Nuclear energy is currently on the ropes after the ongoing destruction of several reactors at the Fukushima Daiichi Nuclear Power Plant. Both the United States and Japanese governments are reevaluating the safety of nuclear power plants. The European Union is calling for nuclear plant stress tests. So the question really becomes, what risks are we willing to take when it comes to nuclear power?
Nuclear engineer Michael Golay of the Massachusetts Institute of Technology asked essentially the same thing in a recent Scientific American article. His question was, “What risk are you willing to tolerate?" So what risks are we willing to tolerate? Where does our need for “clean” electricity end and our concerns for safety begin?
The Scientific American article called it a balancing act between costs and safety. According to the article, the newest nuclear reactors now under construction at the Vogtle Plant near Augusta, Georgia, are Westinghouse AP1000 design models. These reactors have “passive” safety features that would kick in when all else failed.
These passive features include:
A pool of “cooling water sitt[ing] above the reactor core and, in the event of a potential meltdown like at Fukushima Daiichi or Three Mile Island in Pa., will, with the opening of a heat-sensitive valve, simply flow water into the reactor, dousing the meltdown.”
Further, although the thick steel vessel containing the nuclear reactor is encased in a further shell of 1.2-meter-thick concrete, that shell is surrounded by a building that is open to the sky. Should the concrete containment vessel begin to heat up during a meltdown, natural convection would pull in cooling air.
Two observations that can be made are: One, with the amount of water that has been and is still being poured on the blown Daiichi reactors, can any amount of water stored over the reactor core be enough? Two, the open sky design will only facilitate the release of radioactive material into the air if the inner containment vessel blows up. Granted the inner containment vessel uses thicker steel and concrete than those at Daiichi.
Some points to consider in this balancing act are that the Daiichi plants were at least 40 years old and didn’t contain the safety features found in todays designs and no one could have predicted the duel disasters that befell the plant.
As we learned with the Christ Church earthquake in February, not all quake prone faults are known. So even though we don’t think that nuclear reactors sit on fault lines, it may indeed be sitting in an area overdue for a sizeable earthquake. Even without that possibility (lets face it that is a really remote possibility) there are other unforeseen situations that could occur. Can I name them? Well if I could they wouldn’t be unforeseen. Am I being an alarmist? Maybe. But it seems to be the unexpected that causes the problems.

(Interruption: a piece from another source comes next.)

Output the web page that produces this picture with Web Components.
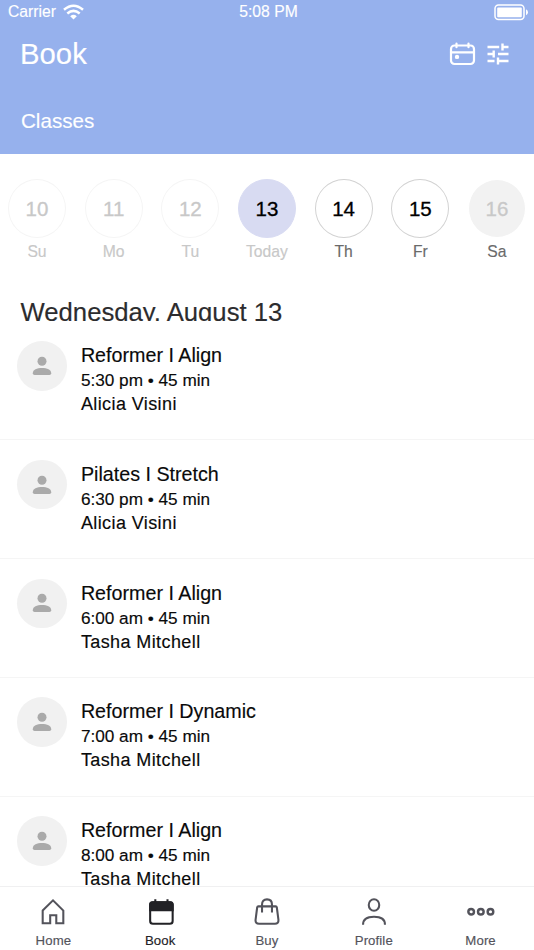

If the balancing is really between safety and costs than we need to take another look at costs. Back in November of 2009, Green covered some of the issues with nuclear reactor costs and safety. The upshot was that projects underway in Finland and France were experiencing problems with construction. Materials being used were substandard in efforts to control building costs but resulted in the need to completely redo the work with proper materials costing much more than initially budgeted.
Along with the building issues of those projects in 2009, there was also the issue of cost overruns with previous nuclear projects within the United States. For example, originally four reactors at Vogtle were expected to cost $660 million instead only two were built because the costs had skyrocketed. From $660 million for four, they wound up building only two reactors at a cost of $8.87 billion. In the end it is the consumers who pay for those cost overruns in the price of electricity and even see rate hikes during initial construction.
There are what may be safer designs out there like the AP1000 and NuScale’s modular design small light water reactors. Both of them take into account the possible loss of power from the grid, diesel generators and batteries. The first as described above, has a reserve pool of water and convection cooling. The later small reactors don’t require pumps for sending cooling water through the reactors. Instead it relies on a convection water cooling system. Both if built correctly would avoid the problems that Daiichi’s reactors have faced.
Nuclear power plants are run for profit. As such, the owners and operators want to minimize costs as much as possible. Minimizing costs can lead to such issues as inferior building products and designs, as well as poor oversight and safety violations. Prior to the problems at the Diaiichi plant, Tokyo Electric Power Co (TEPCO), had been accused of covering up safety violations and lax plant oversight. It’s dishonesty has been attested to by a previous employee. Unfortunately, this lack of honesty and lack of regard for safety exists throughout the industry worldwide.
So what risks are we willing to accept and what costs? Cost cutting and massive overruns have been the norm in the past, why do we expect it to change now? This past February, Vogtle was sited with numerous violations including safety and oversight violations at reactors three and four which are the new ones.
Added to the safety and health risks inherent in nuclear materials and power plants, Congress has been proposing cuts to regulations and funds for oversight in a number of departments like the EPA and Agriculture. The current makeup of our national legislature has already proven itself to be aggressively pro business with its legislation to cut funds for enforcement of EPA regulations and Agricultural inspections of such commodities as meat.
Without strong regulations, regular inspections and enforcement, the risks of a nuclear disaster increase dramatically. If we are to accept the risks and costs as outlined above, we cannot do so without a strong regulatory agency with the power and money to make sure that the risks to workers and others are minimized as much as possible.